**Collected data**.
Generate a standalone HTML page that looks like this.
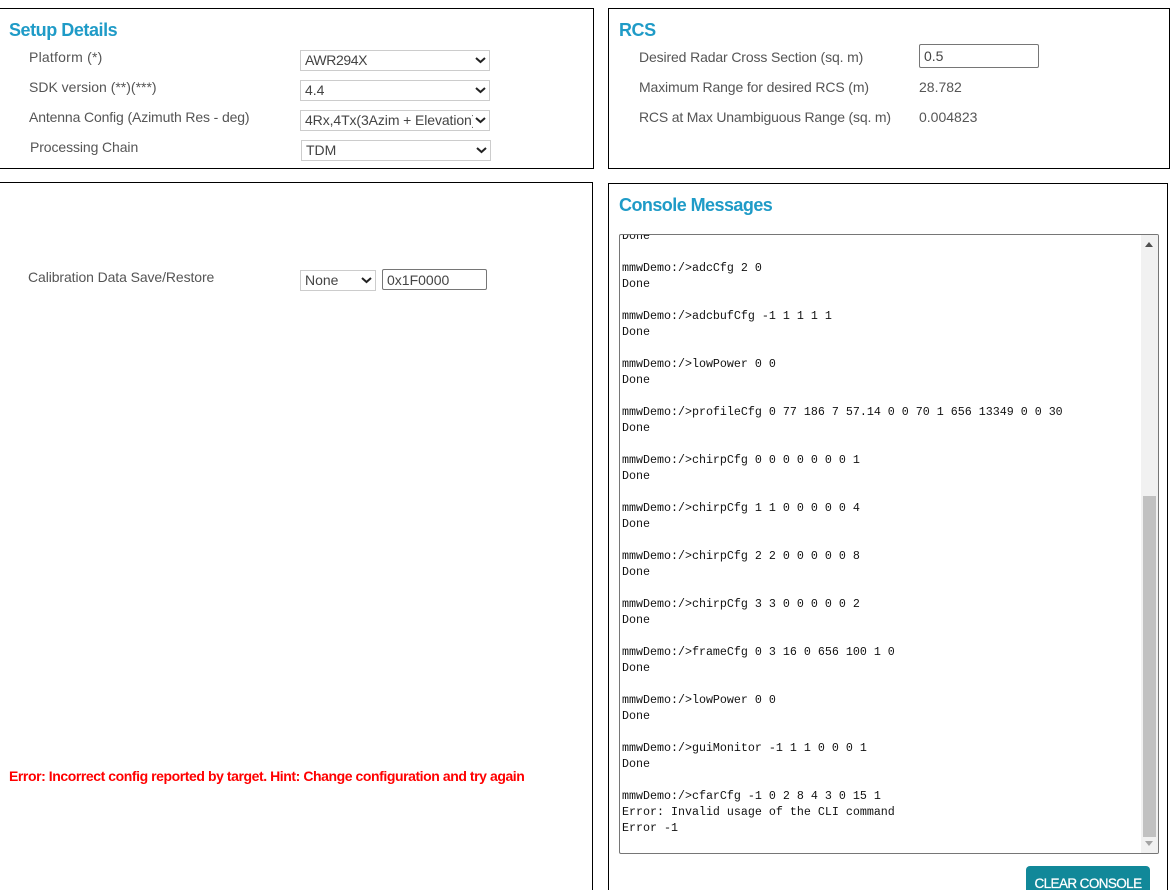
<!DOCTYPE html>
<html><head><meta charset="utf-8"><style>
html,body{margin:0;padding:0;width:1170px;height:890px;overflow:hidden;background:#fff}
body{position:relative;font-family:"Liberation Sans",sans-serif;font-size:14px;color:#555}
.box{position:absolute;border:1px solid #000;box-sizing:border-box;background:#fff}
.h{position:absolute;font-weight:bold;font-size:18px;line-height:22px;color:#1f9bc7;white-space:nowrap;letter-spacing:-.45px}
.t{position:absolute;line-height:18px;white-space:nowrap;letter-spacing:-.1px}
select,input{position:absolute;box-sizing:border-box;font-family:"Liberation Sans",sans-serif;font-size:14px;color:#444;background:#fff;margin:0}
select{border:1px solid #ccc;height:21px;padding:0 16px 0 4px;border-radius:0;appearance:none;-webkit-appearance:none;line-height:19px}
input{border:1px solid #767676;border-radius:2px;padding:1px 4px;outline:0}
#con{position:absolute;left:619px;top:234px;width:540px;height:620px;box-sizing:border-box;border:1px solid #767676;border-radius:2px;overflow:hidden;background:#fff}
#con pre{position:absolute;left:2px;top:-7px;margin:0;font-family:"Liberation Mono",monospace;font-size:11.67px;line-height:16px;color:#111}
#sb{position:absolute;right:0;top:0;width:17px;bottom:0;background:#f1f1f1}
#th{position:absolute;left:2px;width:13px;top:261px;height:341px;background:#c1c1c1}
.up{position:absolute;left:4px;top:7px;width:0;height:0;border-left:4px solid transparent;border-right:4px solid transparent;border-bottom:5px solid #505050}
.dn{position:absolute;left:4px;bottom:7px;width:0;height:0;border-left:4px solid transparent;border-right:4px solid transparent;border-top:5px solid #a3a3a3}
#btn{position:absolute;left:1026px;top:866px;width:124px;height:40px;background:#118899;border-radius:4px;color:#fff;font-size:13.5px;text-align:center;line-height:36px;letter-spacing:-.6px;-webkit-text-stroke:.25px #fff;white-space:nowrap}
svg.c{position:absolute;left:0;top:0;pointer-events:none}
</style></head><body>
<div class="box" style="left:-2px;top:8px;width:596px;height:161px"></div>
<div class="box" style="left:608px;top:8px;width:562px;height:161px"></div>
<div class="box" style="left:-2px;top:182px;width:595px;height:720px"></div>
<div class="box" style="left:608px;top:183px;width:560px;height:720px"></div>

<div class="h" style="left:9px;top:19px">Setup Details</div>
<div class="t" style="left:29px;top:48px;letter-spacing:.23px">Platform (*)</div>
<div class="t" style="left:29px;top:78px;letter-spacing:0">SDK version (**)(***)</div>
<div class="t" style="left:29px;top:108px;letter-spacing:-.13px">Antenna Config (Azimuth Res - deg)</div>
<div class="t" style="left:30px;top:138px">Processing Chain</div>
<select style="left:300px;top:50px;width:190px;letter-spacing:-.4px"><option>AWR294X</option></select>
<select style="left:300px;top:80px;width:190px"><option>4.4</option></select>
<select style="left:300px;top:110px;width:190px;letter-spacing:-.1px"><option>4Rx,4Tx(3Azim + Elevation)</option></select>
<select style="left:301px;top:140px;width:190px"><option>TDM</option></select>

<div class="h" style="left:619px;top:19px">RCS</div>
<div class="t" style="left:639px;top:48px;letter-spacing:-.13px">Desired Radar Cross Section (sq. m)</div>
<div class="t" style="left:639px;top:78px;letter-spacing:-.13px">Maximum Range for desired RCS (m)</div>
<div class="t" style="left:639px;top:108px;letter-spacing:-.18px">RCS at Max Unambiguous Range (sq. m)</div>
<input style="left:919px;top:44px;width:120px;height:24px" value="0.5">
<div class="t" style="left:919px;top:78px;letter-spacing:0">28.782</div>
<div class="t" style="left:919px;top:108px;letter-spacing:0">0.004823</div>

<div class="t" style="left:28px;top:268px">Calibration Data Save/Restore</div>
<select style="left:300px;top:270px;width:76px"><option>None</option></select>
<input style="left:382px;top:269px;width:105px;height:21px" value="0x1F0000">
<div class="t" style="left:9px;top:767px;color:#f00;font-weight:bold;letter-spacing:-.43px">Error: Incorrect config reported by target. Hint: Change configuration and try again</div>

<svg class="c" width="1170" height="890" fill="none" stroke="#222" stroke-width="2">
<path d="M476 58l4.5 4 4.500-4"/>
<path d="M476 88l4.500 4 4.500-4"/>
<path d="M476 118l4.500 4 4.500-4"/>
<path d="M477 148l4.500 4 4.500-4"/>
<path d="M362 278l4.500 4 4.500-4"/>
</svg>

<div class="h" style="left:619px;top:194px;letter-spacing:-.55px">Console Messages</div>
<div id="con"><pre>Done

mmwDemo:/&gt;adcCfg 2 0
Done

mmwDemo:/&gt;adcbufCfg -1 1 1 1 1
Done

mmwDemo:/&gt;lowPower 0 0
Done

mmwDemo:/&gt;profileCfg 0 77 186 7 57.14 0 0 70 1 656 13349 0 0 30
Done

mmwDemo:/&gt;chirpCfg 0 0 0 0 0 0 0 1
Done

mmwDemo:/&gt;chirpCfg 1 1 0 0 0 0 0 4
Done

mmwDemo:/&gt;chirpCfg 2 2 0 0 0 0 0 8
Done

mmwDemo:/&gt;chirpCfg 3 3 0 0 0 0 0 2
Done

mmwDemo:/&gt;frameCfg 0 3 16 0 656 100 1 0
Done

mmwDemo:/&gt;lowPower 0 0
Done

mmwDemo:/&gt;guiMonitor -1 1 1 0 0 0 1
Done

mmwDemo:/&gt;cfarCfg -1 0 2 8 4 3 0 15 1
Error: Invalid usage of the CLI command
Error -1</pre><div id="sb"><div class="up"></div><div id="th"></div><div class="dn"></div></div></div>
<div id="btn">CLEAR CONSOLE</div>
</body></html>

**Goal**. Set every line down exactly as written, leaving each picture out.

**Answer to the problem**.
Generate a standalone HTML page that looks like this.
<!DOCTYPE html>
<html><head><meta charset="utf-8"><style>
html,body{margin:0;padding:0;width:1170px;height:890px;overflow:hidden;background:#fff}
body{position:relative;font-family:"Liberation Sans",sans-serif;font-size:14px;color:#555}
.box{position:absolute;border:1px solid #000;box-sizing:border-box;background:#fff}
.h{position:absolute;font-weight:bold;font-size:18px;line-height:22px;color:#1f9bc7;white-space:nowrap;letter-spacing:-.45px}
.t{position:absolute;line-height:18px;white-space:nowrap;letter-spacing:-.1px}
select,input{position:absolute;box-sizing:border-box;font-family:"Liberation Sans",sans-serif;font-size:14px;color:#444;background:#fff;margin:0}
select{border:1px solid #ccc;height:21px;padding:0 16px 0 4px;border-radius:0;appearance:none;-webkit-appearance:none;line-height:19px}
input{border:1px solid #767676;border-radius:2px;padding:1px 4px;outline:0}
#con{position:absolute;left:619px;top:234px;width:540px;height:620px;box-sizing:border-box;border:1px solid #767676;border-radius:2px;overflow:hidden;background:#fff}
#con pre{position:absolute;left:2px;top:-7px;margin:0;font-family:"Liberation Mono",monospace;font-size:11.67px;line-height:16px;color:#111}
#sb{position:absolute;right:0;top:0;width:17px;bottom:0;background:#f1f1f1}
#th{position:absolute;left:2px;width:13px;top:261px;height:341px;background:#c1c1c1}
.up{position:absolute;left:4px;top:7px;width:0;height:0;border-left:4px solid transparent;border-right:4px solid transparent;border-bottom:5px solid #505050}
.dn{position:absolute;left:4px;bottom:7px;width:0;height:0;border-left:4px solid transparent;border-right:4px solid transparent;border-top:5px solid #a3a3a3}
#btn{position:absolute;left:1026px;top:866px;width:124px;height:40px;background:#118899;border-radius:4px;color:#fff;font-size:13.5px;text-align:center;line-height:36px;letter-spacing:-.6px;-webkit-text-stroke:.25px #fff;white-space:nowrap}
svg.c{position:absolute;left:0;top:0;pointer-events:none}
</style></head><body>
<div class="box" style="left:-2px;top:8px;width:596px;height:161px"></div>
<div class="box" style="left:608px;top:8px;width:562px;height:161px"></div>
<div class="box" style="left:-2px;top:182px;width:595px;height:720px"></div>
<div class="box" style="left:608px;top:183px;width:560px;height:720px"></div>

<div class="h" style="left:9px;top:19px">Setup Details</div>
<div class="t" style="left:29px;top:48px;letter-spacing:.23px">Platform (*)</div>
<div class="t" style="left:29px;top:78px;letter-spacing:0">SDK version (**)(***)</div>
<div class="t" style="left:29px;top:108px;letter-spacing:-.13px">Antenna Config (Azimuth Res - deg)</div>
<div class="t" style="left:30px;top:138px">Processing Chain</div>
<select style="left:300px;top:50px;width:190px;letter-spacing:-.4px"><option>AWR294X</option></select>
<select style="left:300px;top:80px;width:190px"><option>4.4</option></select>
<select style="left:300px;top:110px;width:190px;letter-spacing:-.1px"><option>4Rx,4Tx(3Azim + Elevation)</option></select>
<select style="left:301px;top:140px;width:190px"><option>TDM</option></select>

<div class="h" style="left:619px;top:19px">RCS</div>
<div class="t" style="left:639px;top:48px;letter-spacing:-.13px">Desired Radar Cross Section (sq. m)</div>
<div class="t" style="left:639px;top:78px;letter-spacing:-.13px">Maximum Range for desired RCS (m)</div>
<div class="t" style="left:639px;top:108px;letter-spacing:-.18px">RCS at Max Unambiguous Range (sq. m)</div>
<input style="left:919px;top:44px;width:120px;height:24px" value="0.5">
<div class="t" style="left:919px;top:78px;letter-spacing:0">28.782</div>
<div class="t" style="left:919px;top:108px;letter-spacing:0">0.004823</div>

<div class="t" style="left:28px;top:268px">Calibration Data Save/Restore</div>
<select style="left:300px;top:270px;width:76px"><option>None</option></select>
<input style="left:382px;top:269px;width:105px;height:21px" value="0x1F0000">
<div class="t" style="left:9px;top:767px;color:#f00;font-weight:bold;letter-spacing:-.43px">Error: Incorrect config reported by target. Hint: Change configuration and try again</div>

<svg class="c" width="1170" height="890" fill="none" stroke="#222" stroke-width="2">
<path d="M476 58l4.5 4 4.500-4"/>
<path d="M476 88l4.500 4 4.500-4"/>
<path d="M476 118l4.500 4 4.500-4"/>
<path d="M477 148l4.500 4 4.500-4"/>
<path d="M362 278l4.500 4 4.500-4"/>
</svg>

<div class="h" style="left:619px;top:194px;letter-spacing:-.55px">Console Messages</div>
<div id="con"><pre>Done

mmwDemo:/&gt;adcCfg 2 0
Done

mmwDemo:/&gt;adcbufCfg -1 1 1 1 1
Done

mmwDemo:/&gt;lowPower 0 0
Done

mmwDemo:/&gt;profileCfg 0 77 186 7 57.14 0 0 70 1 656 13349 0 0 30
Done

mmwDemo:/&gt;chirpCfg 0 0 0 0 0 0 0 1
Done

mmwDemo:/&gt;chirpCfg 1 1 0 0 0 0 0 4
Done

mmwDemo:/&gt;chirpCfg 2 2 0 0 0 0 0 8
Done

mmwDemo:/&gt;chirpCfg 3 3 0 0 0 0 0 2
Done

mmwDemo:/&gt;frameCfg 0 3 16 0 656 100 1 0
Done

mmwDemo:/&gt;lowPower 0 0
Done

mmwDemo:/&gt;guiMonitor -1 1 1 0 0 0 1
Done

mmwDemo:/&gt;cfarCfg -1 0 2 8 4 3 0 15 1
Error: Invalid usage of the CLI command
Error -1</pre><div id="sb"><div class="up"></div><div id="th"></div><div class="dn"></div></div></div>
<div id="btn">CLEAR CONSOLE</div>
</body></html>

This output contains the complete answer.